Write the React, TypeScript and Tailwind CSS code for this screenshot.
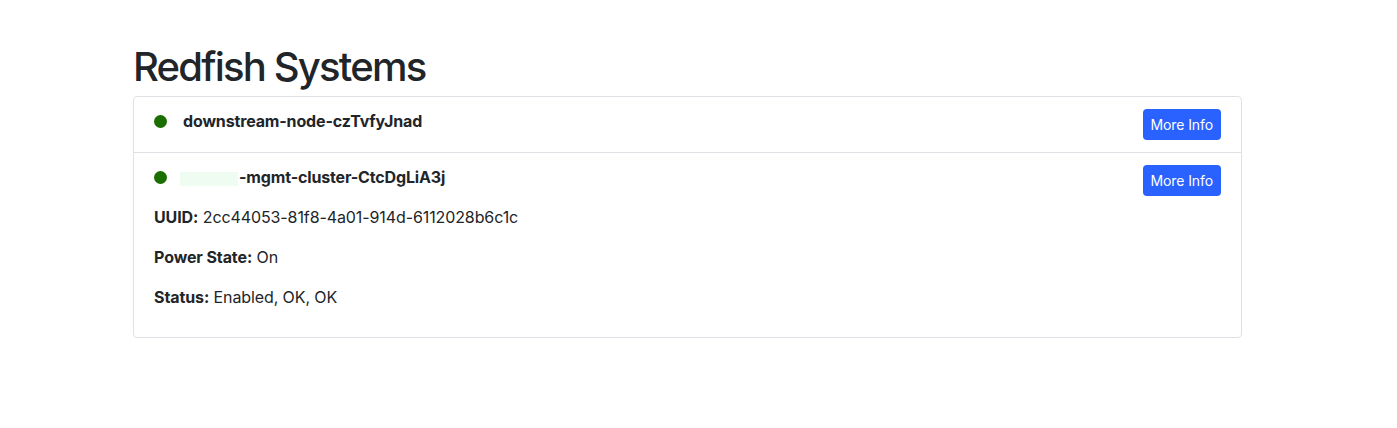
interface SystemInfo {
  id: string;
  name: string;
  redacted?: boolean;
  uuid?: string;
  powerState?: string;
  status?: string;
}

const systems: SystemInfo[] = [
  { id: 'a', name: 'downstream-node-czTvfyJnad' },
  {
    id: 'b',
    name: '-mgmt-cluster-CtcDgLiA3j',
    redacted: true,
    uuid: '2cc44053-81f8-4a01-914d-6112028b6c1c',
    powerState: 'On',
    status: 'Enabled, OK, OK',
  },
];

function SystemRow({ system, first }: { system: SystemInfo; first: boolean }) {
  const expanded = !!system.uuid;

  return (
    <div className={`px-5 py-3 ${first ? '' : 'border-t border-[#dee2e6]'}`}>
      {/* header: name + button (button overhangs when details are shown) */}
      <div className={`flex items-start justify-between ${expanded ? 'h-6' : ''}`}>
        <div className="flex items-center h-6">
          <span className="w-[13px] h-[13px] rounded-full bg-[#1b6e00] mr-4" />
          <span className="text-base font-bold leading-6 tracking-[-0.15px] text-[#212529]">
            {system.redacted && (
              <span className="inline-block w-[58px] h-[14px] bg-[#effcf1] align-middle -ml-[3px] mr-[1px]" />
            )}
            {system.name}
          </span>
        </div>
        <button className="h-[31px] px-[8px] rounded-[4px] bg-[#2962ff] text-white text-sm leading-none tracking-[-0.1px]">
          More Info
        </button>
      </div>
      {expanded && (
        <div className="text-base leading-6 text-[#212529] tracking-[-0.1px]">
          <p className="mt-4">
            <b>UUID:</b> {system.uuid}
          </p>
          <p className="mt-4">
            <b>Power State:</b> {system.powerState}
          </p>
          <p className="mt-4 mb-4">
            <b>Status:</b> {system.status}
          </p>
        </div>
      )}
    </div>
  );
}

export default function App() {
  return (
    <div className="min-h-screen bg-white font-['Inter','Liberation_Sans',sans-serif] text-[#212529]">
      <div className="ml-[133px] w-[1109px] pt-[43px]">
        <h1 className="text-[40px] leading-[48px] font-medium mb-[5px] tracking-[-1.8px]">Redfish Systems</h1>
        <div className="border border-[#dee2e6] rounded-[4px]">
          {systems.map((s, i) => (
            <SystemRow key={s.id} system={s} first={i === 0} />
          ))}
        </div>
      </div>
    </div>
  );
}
+ + + + + + +
- **WHAT YOU HAVE TO DO**: Exclude the images, then output the data above word for word.

- **SOLUTION BELOW**:
Write the React, TypeScript and Tailwind CSS code for this screenshot.
interface SystemInfo {
  id: string;
  name: string;
  redacted?: boolean;
  uuid?: string;
  powerState?: string;
  status?: string;
}

const systems: SystemInfo[] = [
  { id: 'a', name: 'downstream-node-czTvfyJnad' },
  {
    id: 'b',
    name: '-mgmt-cluster-CtcDgLiA3j',
    redacted: true,
    uuid: '2cc44053-81f8-4a01-914d-6112028b6c1c',
    powerState: 'On',
    status: 'Enabled, OK, OK',
  },
];

function SystemRow({ system, first }: { system: SystemInfo; first: boolean }) {
  const expanded = !!system.uuid;

  return (
    <div className={`px-5 py-3 ${first ? '' : 'border-t border-[#dee2e6]'}`}>
      {/* header: name + button (button overhangs when details are shown) */}
      <div className={`flex items-start justify-between ${expanded ? 'h-6' : ''}`}>
        <div className="flex items-center h-6">
          <span className="w-[13px] h-[13px] rounded-full bg-[#1b6e00] mr-4" />
          <span className="text-base font-bold leading-6 tracking-[-0.15px] text-[#212529]">
            {system.redacted && (
              <span className="inline-block w-[58px] h-[14px] bg-[#effcf1] align-middle -ml-[3px] mr-[1px]" />
            )}
            {system.name}
          </span>
        </div>
        <button className="h-[31px] px-[8px] rounded-[4px] bg-[#2962ff] text-white text-sm leading-none tracking-[-0.1px]">
          More Info
        </button>
      </div>
      {expanded && (
        <div className="text-base leading-6 text-[#212529] tracking-[-0.1px]">
          <p className="mt-4">
            <b>UUID:</b> {system.uuid}
          </p>
          <p className="mt-4">
            <b>Power State:</b> {system.powerState}
          </p>
          <p className="mt-4 mb-4">
            <b>Status:</b> {system.status}
          </p>
        </div>
      )}
    </div>
  );
}

export default function App() {
  return (
    <div className="min-h-screen bg-white font-['Inter','Liberation_Sans',sans-serif] text-[#212529]">
      <div className="ml-[133px] w-[1109px] pt-[43px]">
        <h1 className="text-[40px] leading-[48px] font-medium mb-[5px] tracking-[-1.8px]">Redfish Systems</h1>
        <div className="border border-[#dee2e6] rounded-[4px]">
          {systems.map((s, i) => (
            <SystemRow key={s.id} system={s} first={i === 0} />
          ))}
        </div>
      </div>
    </div>
  );
}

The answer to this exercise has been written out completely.